The 7-2 decision, in AT&T vs. Hulteen, 07-543, reverses a decision made by a divided 9th U.S. Circuit Court of Appeals. The lower court and a trial court had ruled that unpaid maternity-leaves should count in determining pension.

“We hold there is no necessary violation; and the benefit calculation rule in this case is part of a bona fide seniority system under … the Civil Rights Act of 1964, which insulates it from challenge,” retiring Justice David Souter writes in the majority opinion.

Noreen Hulteen and 3 colleagues sued over pension plan treatment of pregnancies that occurred between 1968 and 1976, before the Pregnancy Discrimination Act of 1978 took effect.

The act, added to Title VII of the Civil Rights Act in 1978, bars pension plan sponsors from treating pregnancy leaves differently from other disability leaves.

Lawyers for the pension plan sponsor, AT&T, argued that Congress had not made the Pregnancy Discrimination Act retroactive, that the pension plan was legal when the women took the maternity leave, and that AT&T should not have to recalculate the plaintiffs’ retirement benefits at this time.

Section 703 (h) of the Civil Rights Act insulates a bona fide seniority system from challenge “provided that such differences are not the result of an intention to discriminate because of . . . sex,” the Supreme Court majority opinion held.

The court based its decision on In Teamsters vs. United States, in which the court held that a pre-Title VII seniority system that disproportionately helped white employees was an example of a bona fide seniority system.
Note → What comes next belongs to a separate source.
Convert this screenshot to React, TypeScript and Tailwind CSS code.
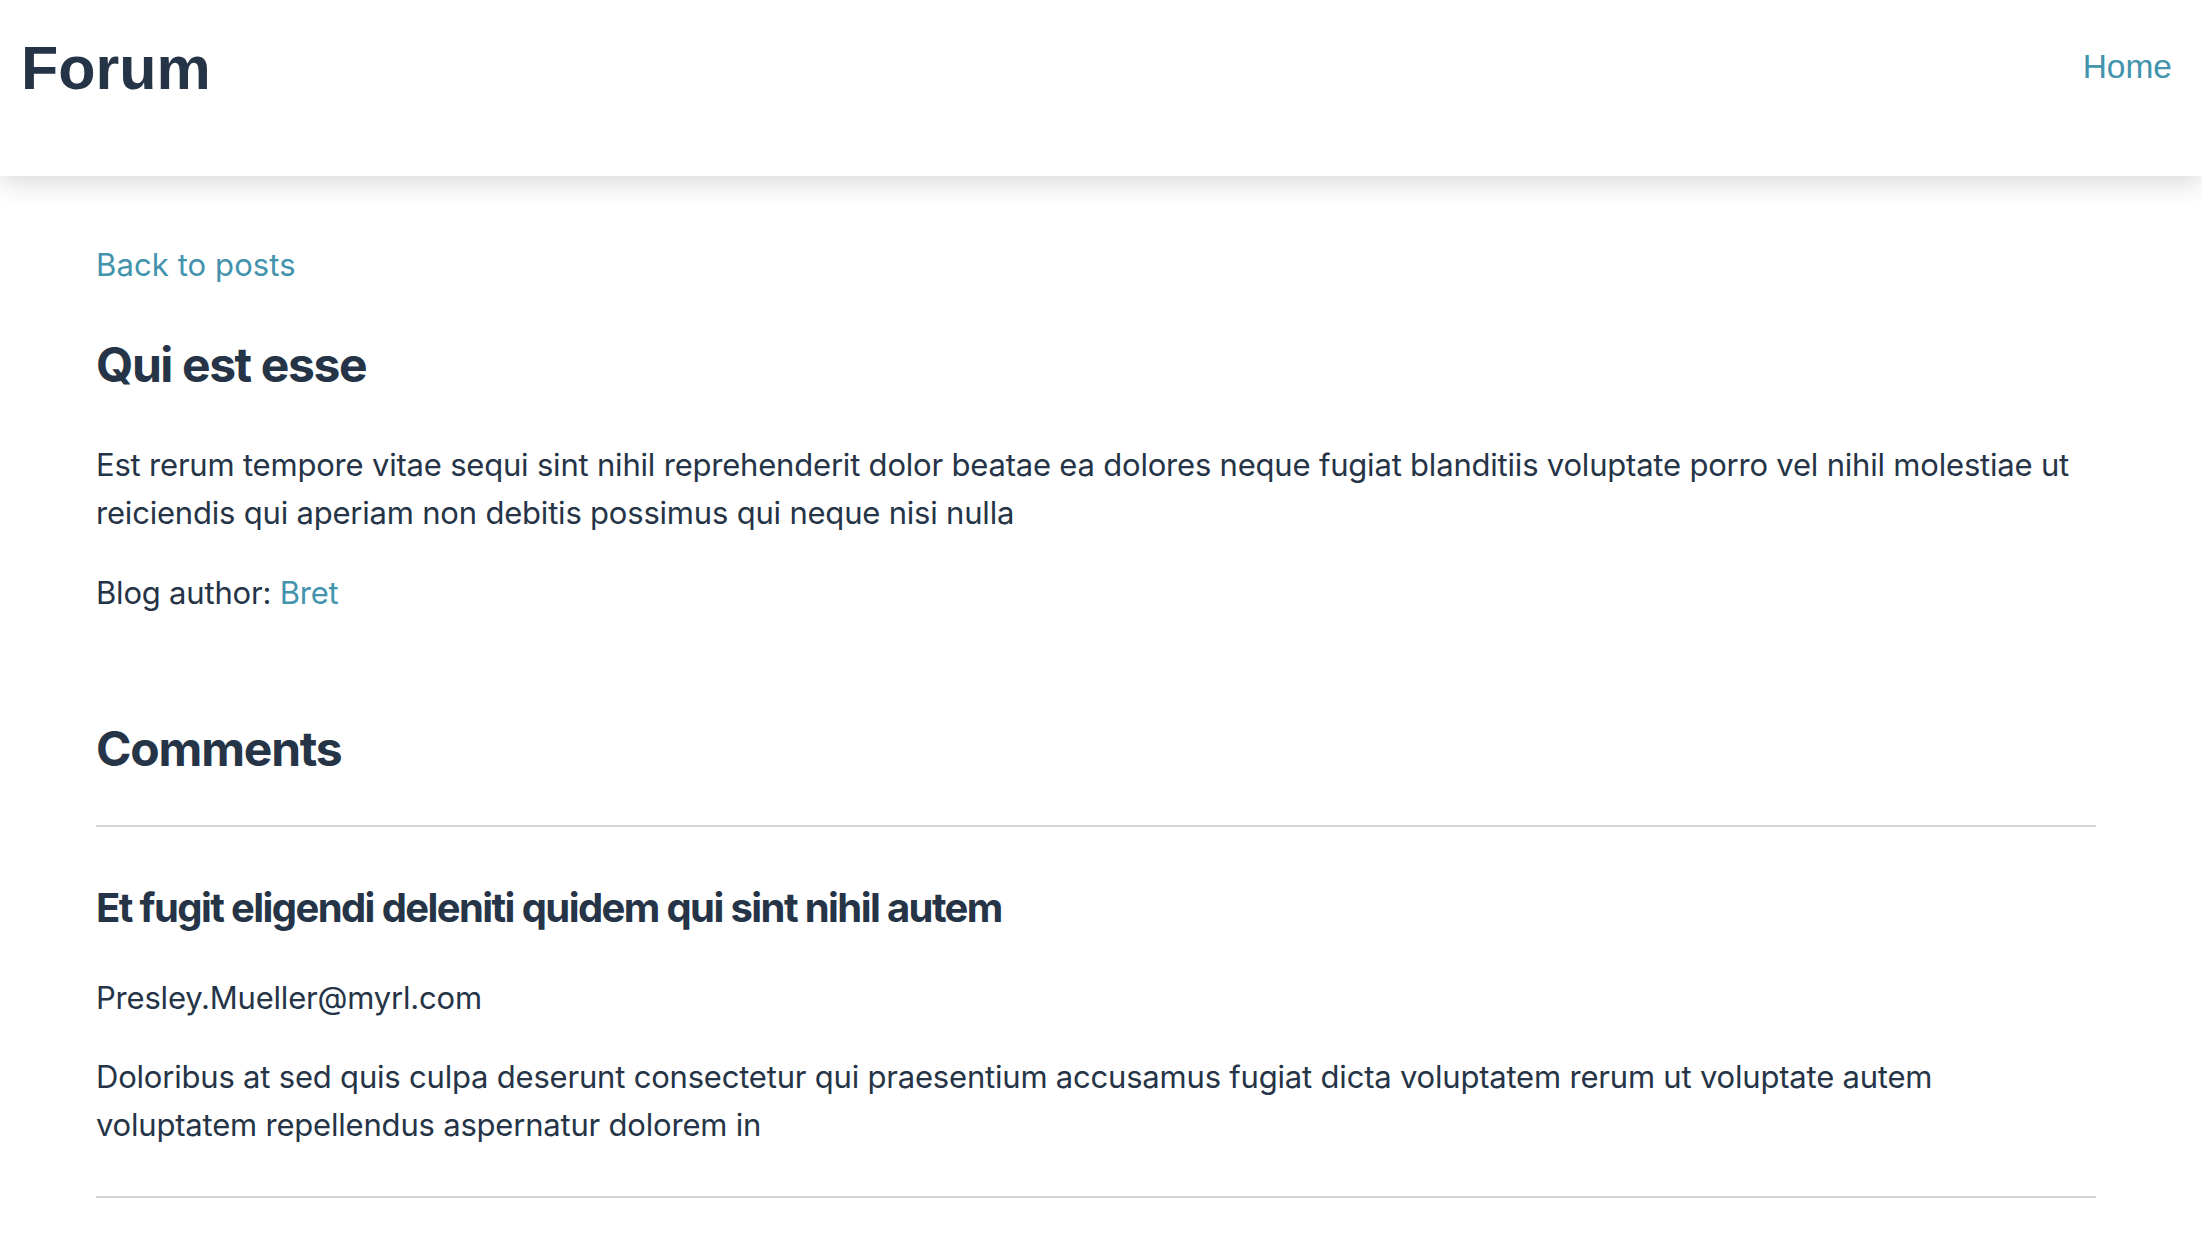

Chief Justice John Roberts, and Justices Antonin Scalia, Anthony Kennedy, Clarence Thomas and Samuel Alito joined the majority opinion. Justice John Paul Stevens issued a concurring opinion. Justice Ruth Bader Ginsburg issued a dissenting opinion, which Justice Stephen Breyer joined.

In her dissent, Ginsburg cited General Electric Company vs. Gilbert, a 1976 decision which held that a classification harmful to women based on pregnancy did not qualify as the kind of discrimination “because of. . . sex” prohibited by Title VII of the Civil Rights Act of 1964. The court held in Gilbert that exclusion of pregnancy from an employer’s disability benefits “is not a gender-based discrimination at all.”

Ginsburg says Congress “moved swiftly to overturn Gilbert and make plain the legislators’ clear understanding that discrimination based on pregnancy is discrimination against women.”

“The PDA does not require redress for past discrimination,” she says. “But the 1978 law does protect women, from and after April 1979, when the Act became fully effective, against repetition or continuation of pregnancy-based disadvantageous treatment.”

The majority “gave short shrift” to AT&T employees’ argument that each check paid was a fresh act of discrimination, according to Sherril Colombo, a partner in the Miami office of Cozen O’Connor.

The Supreme Court majority may have ruled the way it did on the Hulteen case because ruling the other way “would have had a trickle-down effect,” Colombo says. “[It] would have affected employer practices liability insurance, and potentially could have opened up other laws for reinterpretation.”